What am I doing wrong?

Is there a better way to get 10 uS pulses than using pause() command?

Thanks,
BTL24 (Brian).

Comments

  • jmgjmg Posts: 15,173
    edited 2013-11-20 18:39
    Try some values further from the origin, eg see if 200, 201, 202 give 1us changes.

    Any delay library is going to have some minimum time, and then some granularity.
    With Prop GCC there may be other loading delays to consider as well.
  • BTL24BTL24 Posts: 54
    edited 2013-11-20 20:16
    I ran some more tests (found in library) on how to measure clock ticks against system timer called CNT. Results are discouraging, but explains why I cant get 1 uS increments in "pause" function.

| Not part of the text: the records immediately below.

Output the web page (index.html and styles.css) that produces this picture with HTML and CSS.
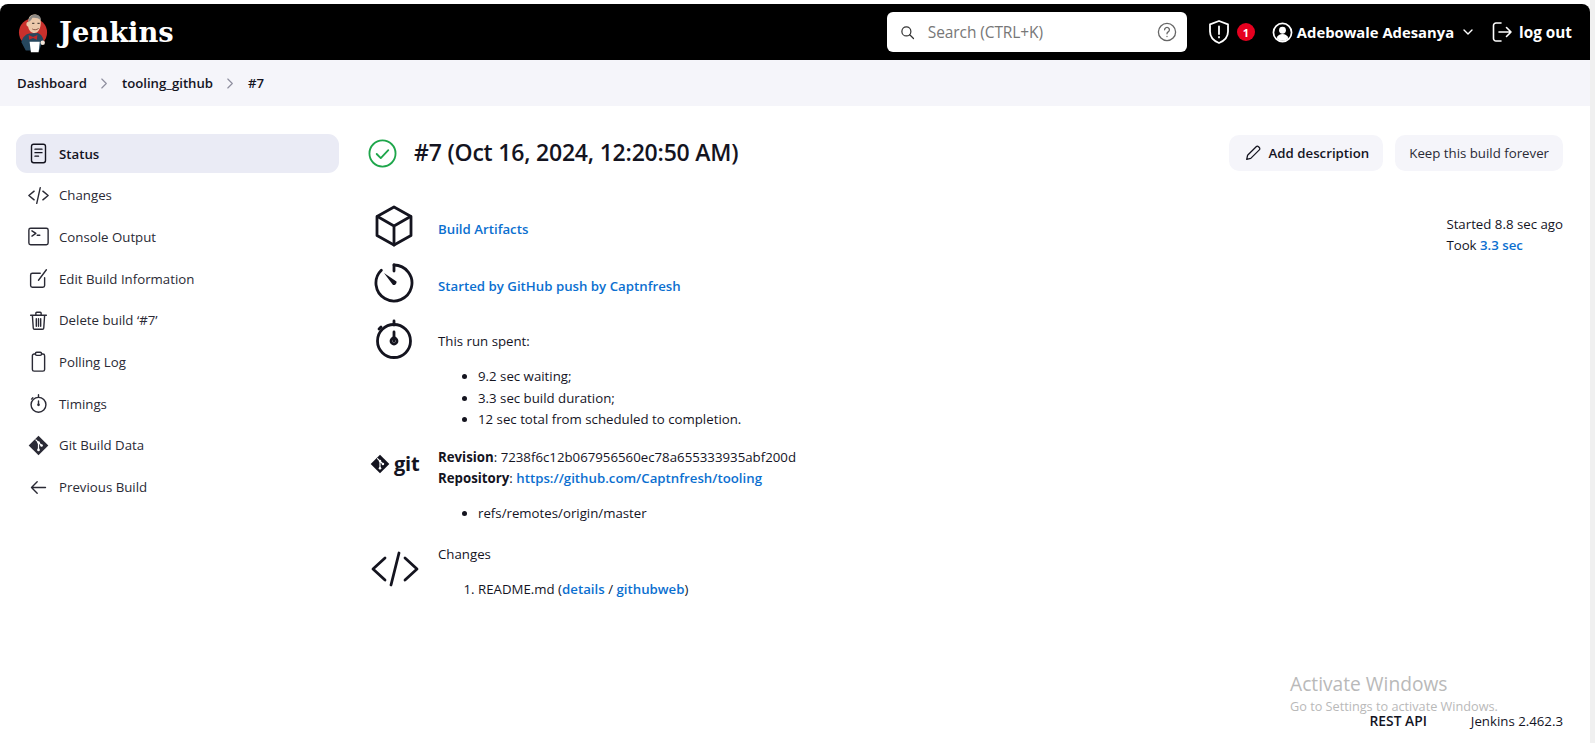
FILE: index.html
```html
<!DOCTYPE html>
<html lang="en">
<head>
<meta charset="utf-8">
<title>#7 - tooling_github - Jenkins</title>
<link rel="stylesheet" href="styles.css">
</head>
<body>
<div class="window">
  <header class="topbar">
    <a class="brand">
      <svg class="logo" viewBox="0 0 32 41" width="31" height="40">
        <circle cx="15.500" cy="20" r="14.500" fill="#c8302c"/>
        <path d="M3.500 30c1-5 4-8 8-9l9-.5c4 1.500 5.500 5 6 8.500l-2.500 3-2 6.500H8z" fill="#26475e"/>
        <path d="M11 5.500C12 2.500 15 1 18 1.500s5.500 3 5.500 7c0 1.500 0 2.500-.2 4-.5 4.500-3 8-6.300 8-3.500 0-6-3-6.500-6.500-1.200-.3-2-1.500-1.800-3 .2-1.300 1-2 2-2z" fill="#ecc9ab"/>
        <path d="M10.800 9.500C10.500 5 13.500 1 18 1.300c3.400.2 5.800 2.700 5.800 6-2.500-2.300-6-3-9-2.500-.5 1.500-1.500 3-4 4.700z" fill="#8d8a86"/>
        <path d="M15 10.500h1.500M20.500 10.500h1.500" stroke="#2c2420" stroke-width="1" fill="none"/>
        <path d="M15 16.500c1.500 1 4 1 6-.5" stroke="#7d4a38" stroke-width=".9" fill="none"/>
        <path d="M11 22.500l4.500 2 4.500-2-.5 5-4-1.800-4 1.800z" fill="#c22a2a"/>
        <path d="M12 29.500h10.500l-1.200 10.800h-8z" fill="#fff"/>
        <circle cx="25.500" cy="30.500" r="2.300" fill="#f4e6d8"/>
      </svg>
      <span class="wordmark">Jenkins</span>
    </a>
    <div class="search">
      <svg class="search-icon" viewBox="0 0 16 16" width="15" height="15"><circle cx="6.800" cy="6.800" r="4.800"/><path d="M10.400 10.400l4 4"/></svg>
      <span class="search-text">Search (CTRL+K)</span>
      <svg class="help" viewBox="0 0 20 20" width="20" height="20"><circle cx="10" cy="10" r="8.600"/><path d="M7.600 7.800a2.400 2.400 0 1 1 3.600 2.100c-.8.500-1.200 1-1.200 1.900"/><path d="M10 14.400v.2"/></svg>
    </div>
    <div class="actions">
      <div class="alert">
        <svg viewBox="0 0 24 26" width="24" height="26"><path d="M12 2l9 3.400v7.200c0 5.600-3.800 9.400-9 11.400-5.200-2-9-5.800-9-11.400V5.400z"/><path d="M12 7.500v7.500M12 18v.4"/></svg>
        <span class="badge">1</span>
      </div>
      <div class="user">
        <svg viewBox="0 0 22 22" width="21" height="21"><circle class="ring" cx="11" cy="11" r="9.500"/><circle class="fill" cx="11" cy="8.600" r="3.600"/><path class="fill" d="M4.800 17c1.200-3 3.400-4.300 6.200-4.300s5 1.300 6.200 4.300c-1.500 1.700-3.800 2.700-6.200 2.700S6.300 18.700 4.800 17z"/></svg>
        <span class="user-name">Adebowale Adesanya</span>
        <svg class="chev" viewBox="0 0 12 12" width="12" height="12"><path d="M2 4l4 4 4-4"/></svg>
      </div>
      <div class="logout">
        <svg viewBox="0 0 24 24" width="24" height="24"><path d="M11 3H6a2.500 2.500 0 0 0-2.500 2.500v13A2.500 2.500 0 0 0 6 21h5"/><path d="M9 12h12M16.500 7.500L21 12l-4.500 4.500"/></svg>
        <span>log out</span>
      </div>
    </div>
  </header>

  <nav class="crumbs">
    <span>Dashboard</span>
    <svg viewBox="0 0 10 14" width="9" height="13"><path d="M2 2l5 5-5 5"/></svg>
    <span>tooling_github</span>
    <svg viewBox="0 0 10 14" width="9" height="13"><path d="M2 2l5 5-5 5"/></svg>
    <span>#7</span>
  </nav>

  <div class="page">
    <aside class="side">
      <a class="task active">
        <svg viewBox="0 0 24 24"><rect x="4" y="1.500" width="16" height="21" rx="2.500"/><path d="M8 7h8M8 11h8M8 15h4"/></svg>
        <span>Status</span>
      </a>
      <a class="task">
        <svg viewBox="0 0 24 24"><path d="M7 7l-6 5 6 5M17 7l6 5-6 5M14 3l-4 18"/></svg>
        <span>Changes</span>
      </a>
      <a class="task">
        <svg viewBox="0 0 24 24"><rect x="1" y="2.500" width="22" height="19" rx="2"/><path d="M4.500 5.500l4.500 3-4.500 3M10.500 10.500h3"/></svg>
        <span>Console Output</span>
      </a>
      <a class="task">
        <svg viewBox="0 0 24 24"><path d="M14 6H5a2 2 0 0 0-2 2v12a2 2 0 0 0 2 2h12a2 2 0 0 0 2-2v-9"/><path d="M12 14L21 2"/></svg>
        <span>Edit Build Information</span>
      </a>
      <a class="task">
        <svg viewBox="0 0 24 24"><path d="M3 6h18M9 5V3.500a1 1 0 0 1 1-1h4a1 1 0 0 1 1 1V5M5 6l1 14.500a1.500 1.500 0 0 0 1.500 1.500h9a1.500 1.500 0 0 0 1.500-1.500L19 6M9.500 10v8.500M12 10v8.500M14.500 10v8.500"/></svg>
        <span>Delete build ‘#7’</span>
      </a>
      <a class="task">
        <svg viewBox="0 0 24 24"><path d="M8.500 3.500H7a2 2 0 0 0-2 2V21a2 2 0 0 0 2 2h10a2 2 0 0 0 2-2V5.500a2 2 0 0 0-2-2h-1.500"/><rect x="8.500" y="1.500" width="7" height="3.500" rx="1.500"/></svg>
        <span>Polling Log</span>
      </a>
      <a class="task">
        <svg viewBox="0 0 24 24"><circle cx="12" cy="13.500" r="8.500"/><path d="M12 2v3M12 9v4M5.500 5.500l-1.500 1.500"/><circle class="dot" cx="12" cy="13.500" r="1.500"/></svg>
        <span>Timings</span>
      </a>
      <a class="task">
        <svg viewBox="0 0 24 24"><path class="solid" d="M12 .8L23.200 12 12 23.200.8 12z"/><path class="cut" d="M9 5.500l6.500 6.500M12 8.500v9"/><circle class="hole" cx="12" cy="8.500" r="1.500"/><circle class="hole" cx="15.500" cy="12" r="1.500"/><circle class="hole" cx="12" cy="17" r="1.500"/></svg>
        <span>Git Build Data</span>
      </a>
      <a class="task">
        <svg viewBox="0 0 24 24"><path d="M20 12H4M10.500 5.500L4 12l6.500 6.500"/></svg>
        <span>Previous Build</span>
      </a>
    </aside>

    <main class="main">
      <div class="title-row">
        <svg class="ok" viewBox="0 0 30 30" width="29" height="29"><circle cx="15" cy="15" r="13.500"/><path d="M9 15.500l4.200 4.200L21 11.500"/></svg>
        <h1>#7 (Oct 16, 2024, 12:20:50 AM)</h1>
        <div class="buttons">
          <a class="btn strong">
            <svg viewBox="0 0 20 20" width="18" height="18"><path d="M3 17l1-4.500L13.500 3a1.800 1.800 0 0 1 2.600 0l.9.900a1.800 1.800 0 0 1 0 2.600L7.500 16z"/></svg>
            <span>Add description</span>
          </a>
          <a class="btn">Keep this build forever</a>
        </div>
      </div>

      <div class="content">
        <div class="blocks">
          <section class="block b-artifacts">
            <svg class="big" viewBox="0 0 40 42"><path d="M20 2l17 9.500v19L20 40 3 30.500v-19z"/><path d="M3.500 11.500L20 21l16.500-9.500M20 21v19"/></svg>
            <a class="link-strong">Build Artifacts</a>
          </section>
          <section class="block b-started">
            <svg class="big" viewBox="0 0 40 42"><path d="M20 3a18 18 0 1 1-12.700 5.200"/><path d="M20 3v6"/><path class="solid" d="M10 11l12.500 8.500a3 3 0 0 1-3.500 3.500z"/></svg>
            <a class="link-strong">Started by GitHub push by Captnfresh</a>
          </section>
          <section class="block b-timing">
            <svg class="big" viewBox="0 0 40 42"><circle cx="20" cy="23" r="16.500"/><path d="M20 3v4M20 14v9M7 9L5 11"/><circle cx="20" cy="23" r="3"/></svg>
            <div class="body">
              <p>This run spent:</p>
              <ul>
                <li>9.2 sec waiting;</li>
                <li>3.3 sec build duration;</li>
                <li>12 sec total from scheduled to completion.</li>
              </ul>
            </div>
          </section>
          <section class="block b-git">
            <div class="gitlogo">
              <svg viewBox="0 0 24 24" width="20" height="20"><path class="solid" d="M12 .8L23.200 12 12 23.200.8 12z"/><path class="cut" d="M9 5.500l6.500 6.500M12 8.500v9"/><circle class="hole" cx="12" cy="8.500" r="1.500"/><circle class="hole" cx="15.500" cy="12" r="1.500"/><circle class="hole" cx="12" cy="17" r="1.500"/></svg>
              <span>git</span>
            </div>
            <div class="body">
              <p><b>Revision</b>: 7238f6c12b067956560ec78a655333935abf200d</p>
              <p><b>Repository</b>: <a class="link-strong">https://github.com/Captnfresh/tooling</a></p>
              <ul><li>refs/remotes/origin/master</li></ul>
            </div>
          </section>
          <section class="block b-changes">
            <svg class="big" viewBox="0 0 48 38"><path d="M14 8L2 19l12 11M34 8l12 11-12 11M28 3l-8 32"/></svg>
            <div class="body">
              <p>Changes</p>
              <ol><li>README.md (<a class="link-strong">details</a> / <a class="link-strong">githubweb</a>)</li></ol>
            </div>
          </section>
        </div>
        <div class="meta">
          <p>Started 8.8 sec ago</p>
          <p>Took <a class="link-strong">3.3 sec</a></p>
        </div>
      </div>
    </main>
  </div>

  <footer class="foot">
    <span class="rest">REST API</span>
    <span>Jenkins 2.462.3</span>
  </footer>
  <div class="activate">
    <div class="a1">Activate Windows</div>
    <div class="a2">Go to Settings to activate Windows.</div>
  </div>
</div>
</body>
</html>
```

FILE: styles.css
```css
* { box-sizing: border-box; }
html, body { margin: 0; height: 100%; }
body {
  background: #fff;
  font-family: "Open Sans", "Liberation Sans", sans-serif;
  font-size: 13.250px;
  color: #14141f;
  overflow: hidden;
}
a { color: inherit; text-decoration: none; }
p { margin: 0; }
svg { fill: none; stroke: currentColor; stroke-linecap: round; stroke-linejoin: round; flex: none; }
.solid { fill: currentColor; stroke: none; }
.cut { stroke: #fff; stroke-width: 1.4; }
.hole { fill: #fff; stroke: none; }

.window {
  position: relative;
  height: 743px;
  padding-top: 4px;
  padding-right: 5px;
  display: flex;
  flex-direction: column;
  background: linear-gradient(#f0f0f0, #f0f0f0) right / 5px 100% no-repeat, #fff;
}

.topbar {
  height: 56px;
  background: #000;
  border-radius: 8px 8px 0 0;
  display: flex;
  align-items: center;
  color: #fff;
  padding: 0 18px 0 18px;
}
.brand { display: flex; align-items: center; gap: 10px; }
.logo { stroke: none; margin-top: 1px; }
.wordmark {
  font-family: "DejaVu Serif", serif;
  font-size: 27.300px;
  font-weight: 700;
}
.search {
  margin-left: auto;
  width: 300px;
  height: 40px;
  background: #fff;
  border-radius: 6px;
  display: flex;
  align-items: center;
  padding: 0 10px 0 13px;
}
.search-icon { stroke: #333; stroke-width: 1.3; }
.search-text { margin-left: 13px; font-size: 15.500px; color: #777; flex: 1; letter-spacing: -.1px; }
.help { stroke: #666; stroke-width: 1.3; }
.actions { display: flex; align-items: center; margin-left: 20px; font-weight: 700; }
.alert { display: flex; align-items: center; gap: 6px; }
.alert svg { stroke-width: 1.8; }
.badge {
  width: 18px; height: 18px; border-radius: 50%;
  background: #e6001f; color: #fff; font-size: 11px;
  display: flex; align-items: center; justify-content: center;
}
.user { display: flex; align-items: center; gap: 4px; margin-left: 17px; }
.user .ring { stroke-width: 1.8; }
.user .fill { fill: #fff; stroke: none; }
.user-name { font-size: 14.800px; }
.chev { margin-left: 4px; stroke-width: 1.4; }
.logout { display: flex; align-items: center; gap: 5px; margin-left: 16px; font-size: 15.300px; }
.logout svg { stroke-width: 1.6; }

.crumbs {
  height: 46px;
  background: #f5f5fa;
  display: flex;
  align-items: center;
  padding-left: 17px;
  font-weight: 600;
  gap: 13px;
  font-size: 13.200px;
}
.crumbs svg { stroke: #8f8f9f; stroke-width: 1.3; }

.page { display: flex; flex: 1; padding: 28px 27px 0 16px; }
.side { width: 323px; flex: none; display: flex; flex-direction: column; gap: 2.700px; }
.task {
  height: 39px;
  display: flex;
  align-items: center;
  gap: 10px;
  padding-left: 12px;
  border-radius: 11px;
  color: #2a2a35;
}
.task.active { background: #eaebf5; color: #14141f; font-weight: 600; }
.task svg { width: 21px; height: 21px; stroke-width: 1.6; }
.task .dot { fill: currentColor; stroke: none; }

.main { flex: 1; margin-left: 29px; display: flex; flex-direction: column; }
.title-row { display: flex; align-items: center; height: 38px; }
.ok { stroke: #1ea64b; stroke-width: 1.900; margin-right: 17px; }
h1 { margin: 0 0 2px; font-size: 23px; font-weight: 600; letter-spacing: -.2px; }
.buttons { margin-left: auto; display: flex; gap: 12px; }
.btn {
  height: 36px;
  padding: 0 14px;
  background: #f5f5fa;
  border-radius: 10px;
  display: flex;
  align-items: center;
  gap: 7px;
  color: #2a2a35;
}
.btn.strong { font-weight: 600; color: #14141f; padding: 0 14px 0 15px; }
.btn svg { stroke-width: 1.4; }

.content { display: flex; justify-content: space-between; margin-top: 24px; }
.blocks { display: flex; flex-direction: column; }
.block { display: flex; align-items: flex-start; }
.big { width: 40px; height: 42px; stroke-width: 2.800; margin: 0 24px 0 6px; flex: none; }
.link-strong { color: #0b6fd0; font-weight: 600; }
.b-artifacts { height: 58px; margin-top: 1px; align-items: center; }
.b-started { height: 55px; align-items: center; }
.b-artifacts a { margin-top: 6px; }
.b-started a { margin-top: 7px; }
.b-timing { height: 124px; margin-top: 13px; }
.b-timing .big { margin-top: -5px; }
.b-timing .body { padding-top: 8px; }
ul, ol { margin: 14px 0 0; padding-left: 40px; line-height: 21.500px; }
.body { line-height: 21px; }
.b-git { height: 97px; }
.gitlogo { width: 70px; display: flex; align-items: center; gap: 4px; padding-left: 2px; margin-top: 3px; flex: none; }
.gitlogo span { font-weight: 700; font-size: 20px; line-height: 28px; letter-spacing: -.2px; }
.b-changes .big { margin: 6px 19px 0 3px; width: 48px; height: 38px; stroke-width: 2.800; }
.meta { line-height: 21px; padding-top: 18px; white-space: nowrap; }

.foot {
  position: absolute;
  right: 32px;
  bottom: 13px;
  display: flex;
  gap: 44px;
  line-height: 18px;
}
.rest { font-weight: 600; font-size: 13.800px; }
.activate {
  position: absolute;
  left: 1290px;
  top: 672px;
  color: #b9b9b9;
  pointer-events: none;
}
.a1 { font-size: 19.200px; line-height: 24px; }
.a2 { font-size: 12.700px; line-height: 20px; }
```
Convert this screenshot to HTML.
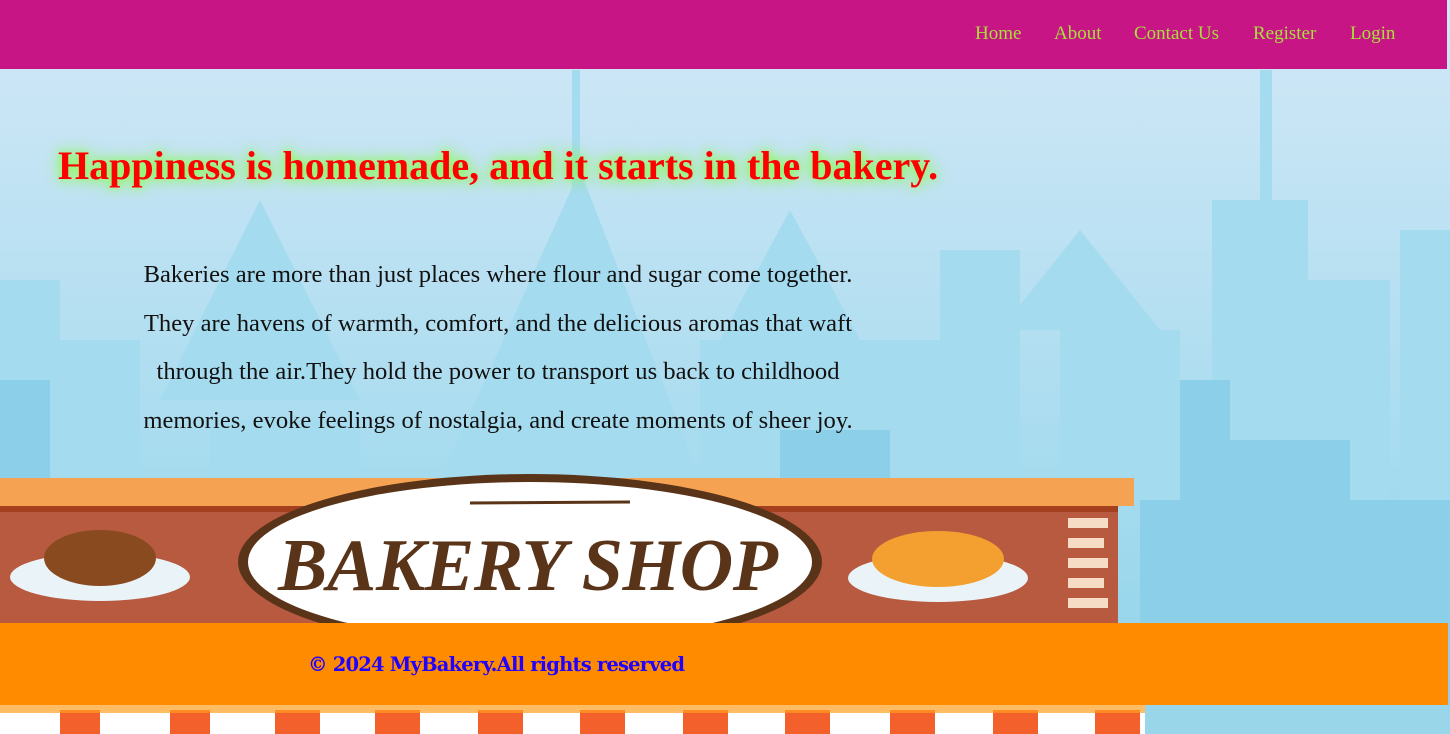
<!DOCTYPE html>
<html><head><style>
*{margin:0;padding:0;box-sizing:border-box}
body{width:1450px;height:734px;overflow:hidden;position:relative;background:linear-gradient(#d2e8f7,#a9dcef 60%,#8fd3ea);font-family:"Liberation Serif",serif}
nav{position:absolute;left:0;top:0;width:1447px;height:69px;background:#c71585}
nav a{position:absolute;top:23px;color:#a8e03a;font-size:19px;text-decoration:none}
h1{position:absolute;left:58px;top:142px;font-size:40px;font-weight:bold;color:#ff0000;text-shadow:0 0 10px #7cff3a,0 0 18px #9cff60;white-space:nowrap}
.p{position:absolute;left:80px;width:836px;top:251px;text-align:center;font-size:24.6px;line-height:48.7px;color:#111}
footer{position:absolute;left:0;top:623px;width:1448px;height:82px;background:#ff8c00}
footer span{position:absolute;left:308px;top:30px;color:#2200ff;font-weight:bold;font-size:19.5px;font-family:"DejaVu Serif","Liberation Serif",serif;letter-spacing:-0.8px}
</style></head><body>
<svg width="1450" height="734" style="position:absolute;left:0;top:0">
<g fill="#a5dbef">
<rect x="0" y="280" width="60" height="360"/><rect x="60" y="340" width="80" height="300"/>
<polygon points="160,400 260,200 360,400"/><rect x="210" y="420" width="150" height="80"/>
<polygon points="440,480 580,170 700,480"/><rect x="572" y="70" width="8" height="200"/>
<polygon points="720,340 790,210 860,340"/><rect x="700" y="340" width="240" height="160"/>
<rect x="940" y="250" width="80" height="240"/><polygon points="1000,330 1080,230 1160,330"/>
<rect x="1060" y="330" width="120" height="170"/><rect x="1212" y="200" width="96" height="300"/>
<rect x="1260" y="70" width="12" height="140"/><rect x="1300" y="280" width="90" height="220"/>
<rect x="1400" y="230" width="50" height="290"/>
</g>
<g fill="#8ccfe8">
<rect x="0" y="380" width="50" height="260"/><rect x="780" y="430" width="110" height="50"/>
<rect x="1140" y="500" width="310" height="240"/><rect x="1230" y="440" width="120" height="80"/>
<rect x="1180" y="380" width="50" height="140"/>
</g>
<rect x="0" y="478" width="1134" height="28" fill="#f5a253"/>
<rect x="0" y="506" width="1118" height="117" fill="#b85a40"/>
<rect x="0" y="506" width="1118" height="6" fill="#a4401e"/>
<g fill="#f6dcc4"><rect x="1068" y="518" width="40" height="10"/><rect x="1068" y="538" width="36" height="10"/><rect x="1068" y="558" width="40" height="10"/><rect x="1068" y="578" width="36" height="10"/><rect x="1068" y="598" width="40" height="10"/></g>
<ellipse cx="530" cy="562" rx="292" ry="88" fill="#5a3418"/>
<ellipse cx="530" cy="562" rx="282" ry="80" fill="#fff"/>
<text x="528" y="590" text-anchor="middle" font-family="Liberation Serif,serif" font-style="italic" font-weight="bold" font-size="74" fill="#5a3418" textLength="500">BAKERY SHOP</text>
<path d="M470 503 L630 502" stroke="#5a3418" stroke-width="3"/>
<ellipse cx="100" cy="577" rx="90" ry="24" fill="#eaf4f8"/><ellipse cx="100" cy="558" rx="56" ry="28" fill="#8a4a20"/>
<ellipse cx="938" cy="578" rx="90" ry="24" fill="#eaf4f8"/><ellipse cx="938" cy="559" rx="66" ry="28" fill="#f4a030"/>
<rect x="0" y="705" width="1145" height="29" fill="#fff"/>
<g fill="#f4602c"><rect x="60" y="710" width="40" height="24"/><rect x="170" y="710" width="40" height="24"/><rect x="275" y="710" width="45" height="24"/><rect x="375" y="710" width="45" height="24"/><rect x="478" y="710" width="45" height="24"/><rect x="580" y="710" width="45" height="24"/><rect x="683" y="710" width="45" height="24"/><rect x="785" y="710" width="45" height="24"/><rect x="890" y="710" width="45" height="24"/><rect x="993" y="710" width="45" height="24"/><rect x="1095" y="710" width="45" height="24"/></g>
<rect x="0" y="705" width="1145" height="8" fill="#ffa020" opacity="0.7"/>
<rect x="1145" y="705" width="305" height="29" fill="#9ad6ea"/>
</svg>
<nav><a style="left:975px">Home</a><a style="left:1054px">About</a><a style="left:1134px">Contact Us</a><a style="left:1253px">Register</a><a style="left:1350px">Login</a></nav>
<h1>Happiness is homemade, and it starts in the bakery.</h1>
<div class="p">Bakeries are more than just places where flour and sugar come together.<br>They are havens of warmth, comfort, and the delicious aromas that waft<br>through the air.They hold the power to transport us back to childhood<br>memories, evoke feelings of nostalgia, and create moments of sheer joy.</div>
<footer><span>© 2024 MyBakery.All rights reserved</span></footer>
</body></html>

    Optimization levels apparently make a difference, but I still cant get to 1 uS increments. I ran optimized for size for test results below. When I optimized for speed.... system just hung. Other optimization levels gave worse results.

    Results:

    For ptick10 (10 uS), display reports...PTick = 800 ticks against measured delay tick = 1216 ticks (or 1.52 times greater).

    For ptick20 (20uS), display reports ...PTick = 1600 ticks against measured delay tick = 2016 ticks (1.26 times greater).

    In summary, I am surprised that the caliber of processor with the prop cant get below 20 uS pause. What am I doing wrong? Is it the overhead of C?

    If this truly is the case... I will have to abandon the prop for a another processor. In my work, I have to manipulate bits and timing down to 100s of nS..sometimes smaller.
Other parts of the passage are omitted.